A BENDIGO legal graduate has revelled in the regional way of completing a law degree and beat out 250 of his mostly metropolitan contemporaries to win the Supreme Court prize.
Sam Taylor worked for the local firm O’Sullivan Johanson Lawyers before he decided to start his law degree at La Trobe University’s Bendigo campus as a mature aged student.
He graduated last year after five years of part time study while working at O’Sullivan Johanson and completing placements with other practitioners including Legal Aid.
On Wednesday night, he was awarded the Supreme Court prize setting him apart as the top-scoring graduate of his year at La Trobe, and setting him up for his pick of opportunities.
“It is not every day you get the Supreme Court prize,” head of La Trobe’s Law School professor Patrick Keyzer said.
“He really is in a position to do whatever he wants but it is wonderful he has a such a strong commitment to the local profession and I know his employers are very proud of his achievements and are keen for him to stay.”
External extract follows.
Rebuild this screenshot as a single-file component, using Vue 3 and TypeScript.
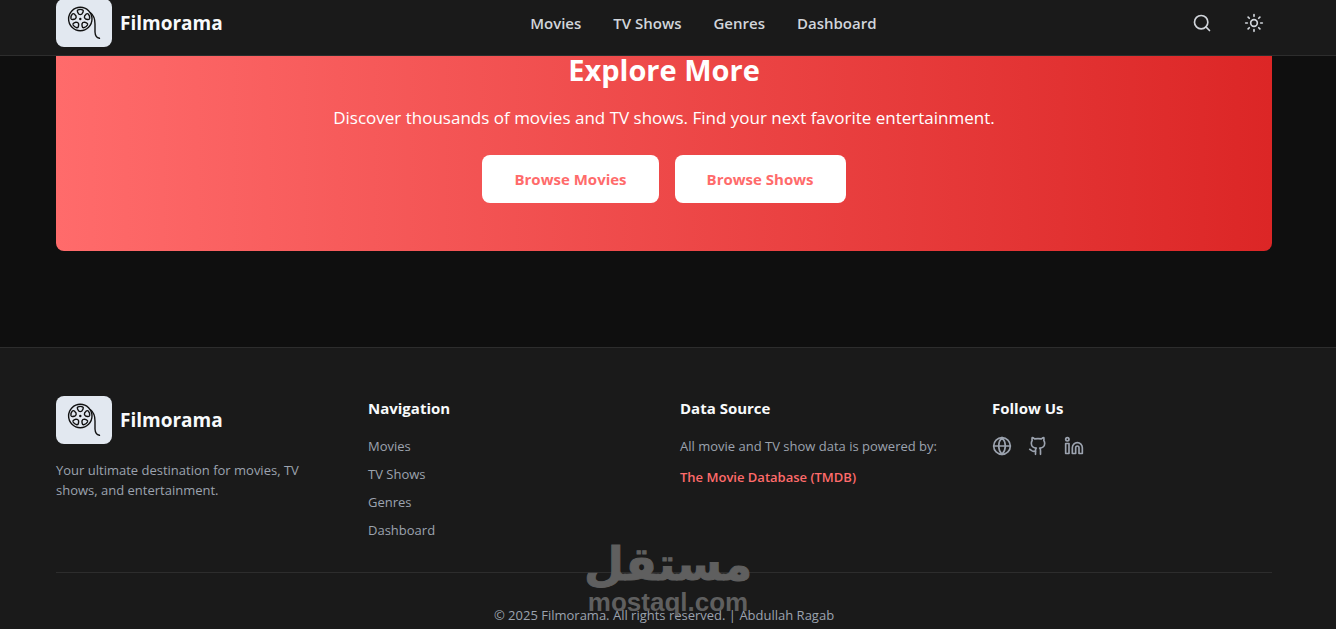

Mr Taylor said his was an unconventional way of getting a law degree, but the apparent informality of studying at La Trobe’s small law program at Bendigo comprising about 40 students, and of coming into contact with most of the local practitioners either through teaching or placements, meant most local graduates went straight into jobs.
“Everyone has different ambitions but most (Bendigo graduates) want to stay because there are jobs here,” he said.
Mr Taylor is a conveyancing clerk but said “I suppose I will have to become a solicitor at some point, I can’t put it off forever, and then I will hang around”.
Solicitor and O’Sullivan Johanson Lawyers head partner Michelle O’Sullivan said the firm would be happy to continue to employ Mr Taylor.
“The Supreme Court prize is an excellent recognition of his hard work,” she said.